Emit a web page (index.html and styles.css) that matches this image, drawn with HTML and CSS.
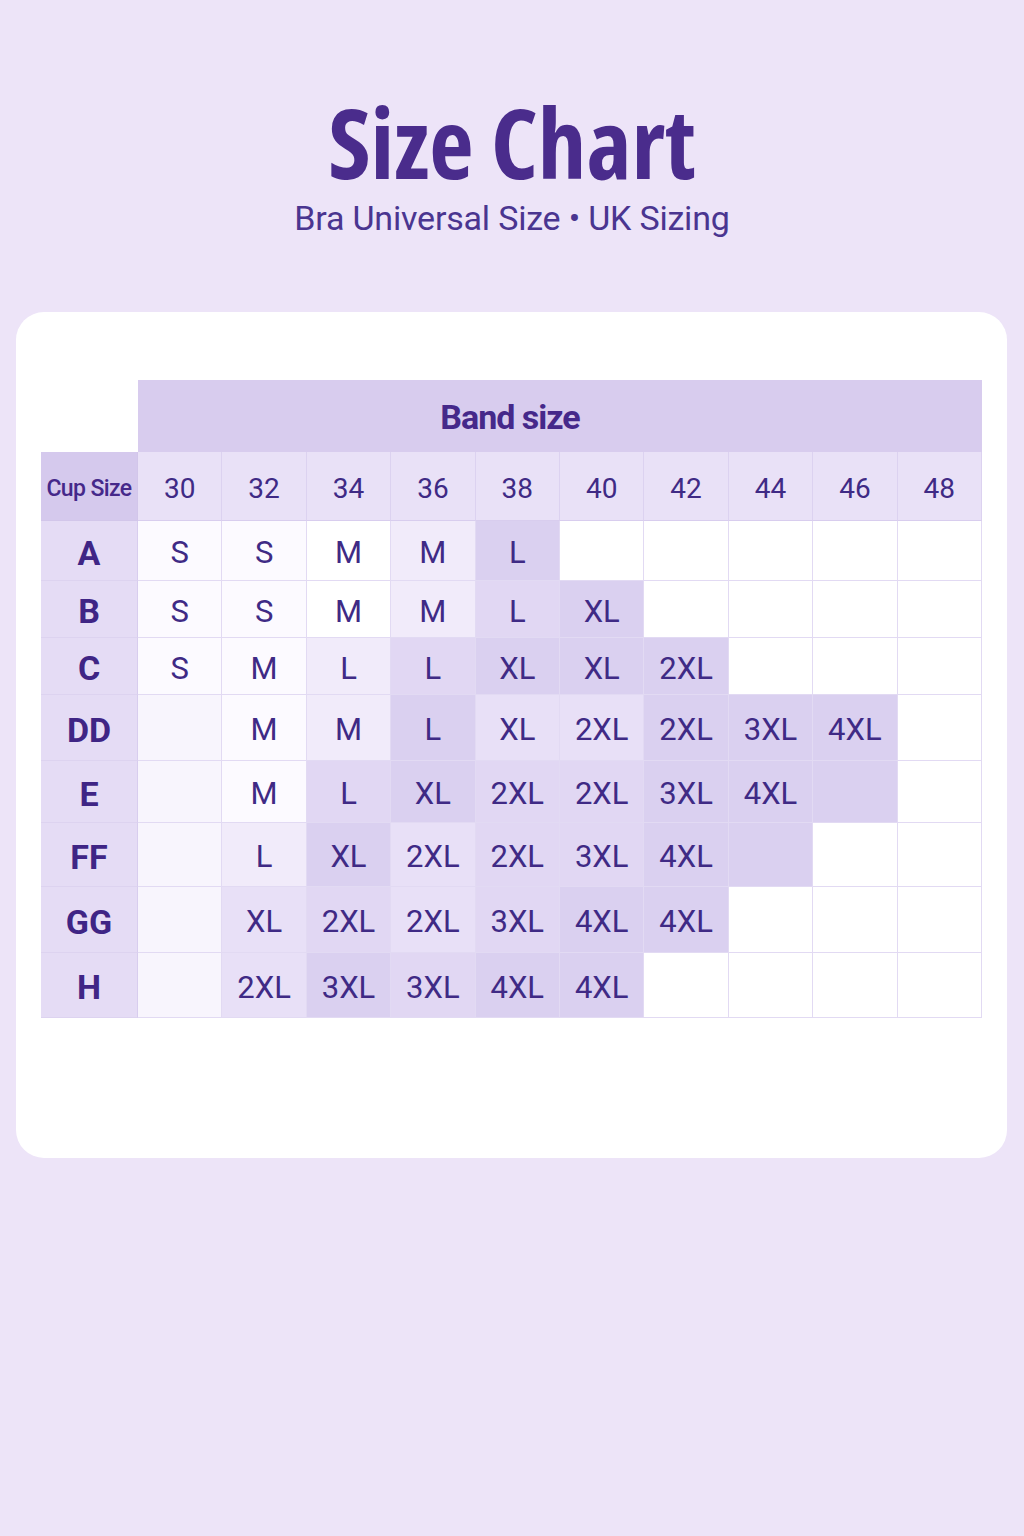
FILE: index.html
```html
<!DOCTYPE html>
<html lang="en">
<head>
<meta charset="utf-8">
<title>Size Chart</title>
<link rel="stylesheet" href="styles.css">
</head>
<body>
<header class="hero">
  <h1 class="title">Size Chart</h1>
  <p class="subtitle">Bra Universal Size • UK Sizing</p>
</header>
<main class="card">
  <div class="chart">
    <div class="corner"></div>
    <div class="band">Band size</div>

    <div class="cup-head">Cup Size</div>
    <div class="col-head">30</div><div class="col-head">32</div><div class="col-head">34</div><div class="col-head">36</div><div class="col-head">38</div><div class="col-head">40</div><div class="col-head">42</div><div class="col-head">44</div><div class="col-head">46</div><div class="col-head">48</div>

    <div class="row-head">A</div>
    <div class="cell s0">S</div><div class="cell s0">S</div><div class="cell sw">M</div><div class="cell s1">M</div><div class="cell s4">L</div><div class="cell sw"></div><div class="cell sw"></div><div class="cell sw"></div><div class="cell sw"></div><div class="cell sw"></div>

    <div class="row-head">B</div>
    <div class="cell s0">S</div><div class="cell s0">S</div><div class="cell sw">M</div><div class="cell s1">M</div><div class="cell s3">L</div><div class="cell s4">XL</div><div class="cell sw"></div><div class="cell sw"></div><div class="cell sw"></div><div class="cell sw"></div>

    <div class="row-head">C</div>
    <div class="cell s0">S</div><div class="cell s0">M</div><div class="cell s1">L</div><div class="cell s3">L</div><div class="cell s4">XL</div><div class="cell s4">XL</div><div class="cell s4">2XL</div><div class="cell sw"></div><div class="cell sw"></div><div class="cell sw"></div>

    <div class="row-head">DD</div>
    <div class="cell sf"></div><div class="cell s0">M</div><div class="cell s1">M</div><div class="cell s4">L</div><div class="cell s2">XL</div><div class="cell s2">2XL</div><div class="cell s4">2XL</div><div class="cell s4">3XL</div><div class="cell s4">4XL</div><div class="cell sw"></div>

    <div class="row-head">E</div>
    <div class="cell sf"></div><div class="cell s0">M</div><div class="cell s3">L</div><div class="cell s4">XL</div><div class="cell s3">2XL</div><div class="cell s3">2XL</div><div class="cell s4">3XL</div><div class="cell s4">4XL</div><div class="cell s4"></div><div class="cell sw"></div>

    <div class="row-head">FF</div>
    <div class="cell sf"></div><div class="cell s1">L</div><div class="cell s4">XL</div><div class="cell s2">2XL</div><div class="cell s3">2XL</div><div class="cell s3">3XL</div><div class="cell s4">4XL</div><div class="cell s4"></div><div class="cell sw"></div><div class="cell sw"></div>

    <div class="row-head">GG</div>
    <div class="cell sf"></div><div class="cell s2">XL</div><div class="cell s3">2XL</div><div class="cell s2">2XL</div><div class="cell s3">3XL</div><div class="cell s4">4XL</div><div class="cell s4">4XL</div><div class="cell sw"></div><div class="cell sw"></div><div class="cell sw"></div>

    <div class="row-head">H</div>
    <div class="cell sf"></div><div class="cell s2">2XL</div><div class="cell s4">3XL</div><div class="cell s3">3XL</div><div class="cell s4">4XL</div><div class="cell s4">4XL</div><div class="cell sw"></div><div class="cell sw"></div><div class="cell sw"></div><div class="cell sw"></div>
  </div>
</main>
</body>
</html>
```

FILE: styles.css
```css
html, body {
  margin: 0;
  padding: 0;
}

body {
  width: 1024px;
  min-height: 1536px;
  background: #ede4f8;
  font-family: "Roboto", "Liberation Sans", sans-serif;
  color: #3f2a85;
  overflow: hidden;
}

.hero {
  padding-top: 82px;
  height: 312px;
  box-sizing: border-box;
  text-align: center;
}

.title {
  margin: 0;
  font-family: "Open Sans", "Roboto", sans-serif;
  font-stretch: 75%;
  font-size: 97px;
  line-height: 118px;
  font-weight: 700;
  color: #4a2c8c;
}

.subtitle {
  margin: 1px 0 0;
  font-family: "Roboto", "Liberation Sans", sans-serif;
  font-size: 34px;
  line-height: 34px;
  letter-spacing: -0.2px;
  font-weight: 400;
  color: #4a3590;
}

.card {
  display: block;
  margin: 0 17px 0 16px;
  height: 846px;
  box-sizing: border-box;
  background: #ffffff;
  border-radius: 28px;
  padding: 68px 25px 0 25px;
}

.chart {
  display: grid;
  grid-template-columns: 97px repeat(10, 1fr);
  grid-template-rows: 72px 69px 60px 57px 57px 66px 62px 64px 66px 65px;
}

.chart > div {
  display: flex;
  align-items: center;
  justify-content: center;
  box-sizing: border-box;
  white-space: nowrap;
}

.corner {
  background: #ffffff;
}

.band {
  grid-column: span 10;
  background: #d8ccee;
  font-size: 34px;
  font-weight: 700;
  letter-spacing: -1px;
  color: #45288a;
  padding-top: 2px;
  padding-right: 100px;
}

.cup-head {
  background: #d5c9ed;
  font-size: 23px;
  font-weight: 500;
  letter-spacing: -0.6px;
  color: #45288a;
  border-right: 1px solid #d2c6ea;
  border-bottom: 1px solid #d2c6ea;
  padding-top: 4px;
}

.col-head {
  background: #e9e1f7;
  font-size: 28px;
  border-right: 1px solid #dcd2f0;
  border-bottom: 1px solid #d8cdee;
  padding-top: 4px;
}

.row-head {
  background: #e5dcf5;
  font-size: 34px;
  font-weight: 700;
  color: #3f2585;
  border-right: 1px solid #d8cdee;
  border-bottom: 1px solid #ddd3f0;
  padding-top: 4px;
}

.cell {
  font-size: 31px;
  border-right: 1px solid #e2daf3;
  border-bottom: 1px solid #e2daf3;
  padding-top: 4px;
}

.sw { background: #ffffff; }
.sf { background: #f8f5fd; }
.s0 { background: #fcfaff; }
.s1 { background: #f1ebfa; }
.s2 { background: #e8e0f7; }
.s3 { background: #e1d7f3; }
.s4 { background: #dad0f0; }
```
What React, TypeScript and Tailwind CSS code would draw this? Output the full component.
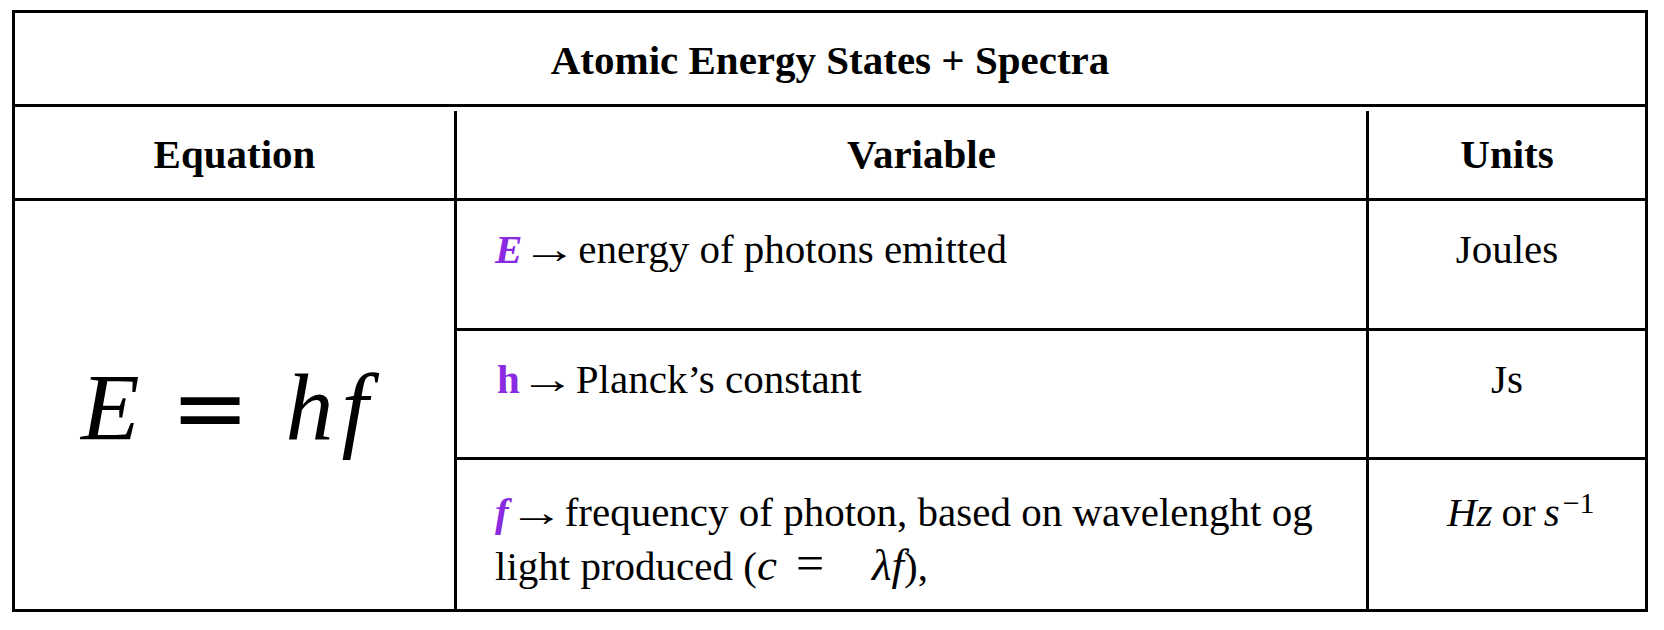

* [Written exercise]: Produce an exact copy of each line of data, skipping embedded images.

* [Answer to the exercise]:
Emit a web page (index.html and styles.css) that matches this image, drawn with HTML and CSS.
FILE: index.html
```html
<!DOCTYPE html>
<html lang="en">
<head>
<meta charset="utf-8">
<title>Size Chart</title>
<link rel="stylesheet" href="styles.css">
</head>
<body>
<header class="hero">
  <h1 class="title">Size Chart</h1>
  <p class="subtitle">Bra Universal Size • UK Sizing</p>
</header>
<main class="card">
  <div class="chart">
    <div class="corner"></div>
    <div class="band">Band size</div>

    <div class="cup-head">Cup Size</div>
    <div class="col-head">30</div><div class="col-head">32</div><div class="col-head">34</div><div class="col-head">36</div><div class="col-head">38</div><div class="col-head">40</div><div class="col-head">42</div><div class="col-head">44</div><div class="col-head">46</div><div class="col-head">48</div>

    <div class="row-head">A</div>
    <div class="cell s0">S</div><div class="cell s0">S</div><div class="cell sw">M</div><div class="cell s1">M</div><div class="cell s4">L</div><div class="cell sw"></div><div class="cell sw"></div><div class="cell sw"></div><div class="cell sw"></div><div class="cell sw"></div>

    <div class="row-head">B</div>
    <div class="cell s0">S</div><div class="cell s0">S</div><div class="cell sw">M</div><div class="cell s1">M</div><div class="cell s3">L</div><div class="cell s4">XL</div><div class="cell sw"></div><div class="cell sw"></div><div class="cell sw"></div><div class="cell sw"></div>

    <div class="row-head">C</div>
    <div class="cell s0">S</div><div class="cell s0">M</div><div class="cell s1">L</div><div class="cell s3">L</div><div class="cell s4">XL</div><div class="cell s4">XL</div><div class="cell s4">2XL</div><div class="cell sw"></div><div class="cell sw"></div><div class="cell sw"></div>

    <div class="row-head">DD</div>
    <div class="cell sf"></div><div class="cell s0">M</div><div class="cell s1">M</div><div class="cell s4">L</div><div class="cell s2">XL</div><div class="cell s2">2XL</div><div class="cell s4">2XL</div><div class="cell s4">3XL</div><div class="cell s4">4XL</div><div class="cell sw"></div>

    <div class="row-head">E</div>
    <div class="cell sf"></div><div class="cell s0">M</div><div class="cell s3">L</div><div class="cell s4">XL</div><div class="cell s3">2XL</div><div class="cell s3">2XL</div><div class="cell s4">3XL</div><div class="cell s4">4XL</div><div class="cell s4"></div><div class="cell sw"></div>

    <div class="row-head">FF</div>
    <div class="cell sf"></div><div class="cell s1">L</div><div class="cell s4">XL</div><div class="cell s2">2XL</div><div class="cell s3">2XL</div><div class="cell s3">3XL</div><div class="cell s4">4XL</div><div class="cell s4"></div><div class="cell sw"></div><div class="cell sw"></div>

    <div class="row-head">GG</div>
    <div class="cell sf"></div><div class="cell s2">XL</div><div class="cell s3">2XL</div><div class="cell s2">2XL</div><div class="cell s3">3XL</div><div class="cell s4">4XL</div><div class="cell s4">4XL</div><div class="cell sw"></div><div class="cell sw"></div><div class="cell sw"></div>

    <div class="row-head">H</div>
    <div class="cell sf"></div><div class="cell s2">2XL</div><div class="cell s4">3XL</div><div class="cell s3">3XL</div><div class="cell s4">4XL</div><div class="cell s4">4XL</div><div class="cell sw"></div><div class="cell sw"></div><div class="cell sw"></div><div class="cell sw"></div>
  </div>
</main>
</body>
</html>
```

FILE: styles.css
```css
html, body {
  margin: 0;
  padding: 0;
}

body {
  width: 1024px;
  min-height: 1536px;
  background: #ede4f8;
  font-family: "Roboto", "Liberation Sans", sans-serif;
  color: #3f2a85;
  overflow: hidden;
}

.hero {
  padding-top: 82px;
  height: 312px;
  box-sizing: border-box;
  text-align: center;
}

.title {
  margin: 0;
  font-family: "Open Sans", "Roboto", sans-serif;
  font-stretch: 75%;
  font-size: 97px;
  line-height: 118px;
  font-weight: 700;
  color: #4a2c8c;
}

.subtitle {
  margin: 1px 0 0;
  font-family: "Roboto", "Liberation Sans", sans-serif;
  font-size: 34px;
  line-height: 34px;
  letter-spacing: -0.2px;
  font-weight: 400;
  color: #4a3590;
}

.card {
  display: block;
  margin: 0 17px 0 16px;
  height: 846px;
  box-sizing: border-box;
  background: #ffffff;
  border-radius: 28px;
  padding: 68px 25px 0 25px;
}

.chart {
  display: grid;
  grid-template-columns: 97px repeat(10, 1fr);
  grid-template-rows: 72px 69px 60px 57px 57px 66px 62px 64px 66px 65px;
}

.chart > div {
  display: flex;
  align-items: center;
  justify-content: center;
  box-sizing: border-box;
  white-space: nowrap;
}

.corner {
  background: #ffffff;
}

.band {
  grid-column: span 10;
  background: #d8ccee;
  font-size: 34px;
  font-weight: 700;
  letter-spacing: -1px;
  color: #45288a;
  padding-top: 2px;
  padding-right: 100px;
}

.cup-head {
  background: #d5c9ed;
  font-size: 23px;
  font-weight: 500;
  letter-spacing: -0.6px;
  color: #45288a;
  border-right: 1px solid #d2c6ea;
  border-bottom: 1px solid #d2c6ea;
  padding-top: 4px;
}

.col-head {
  background: #e9e1f7;
  font-size: 28px;
  border-right: 1px solid #dcd2f0;
  border-bottom: 1px solid #d8cdee;
  padding-top: 4px;
}

.row-head {
  background: #e5dcf5;
  font-size: 34px;
  font-weight: 700;
  color: #3f2585;
  border-right: 1px solid #d8cdee;
  border-bottom: 1px solid #ddd3f0;
  padding-top: 4px;
}

.cell {
  font-size: 31px;
  border-right: 1px solid #e2daf3;
  border-bottom: 1px solid #e2daf3;
  padding-top: 4px;
}

.sw { background: #ffffff; }
.sf { background: #f8f5fd; }
.s0 { background: #fcfaff; }
.s1 { background: #f1ebfa; }
.s2 { background: #e8e0f7; }
.s3 { background: #e1d7f3; }
.s4 { background: #dad0f0; }
```
What React, TypeScript and Tailwind CSS code would draw this? Output the full component.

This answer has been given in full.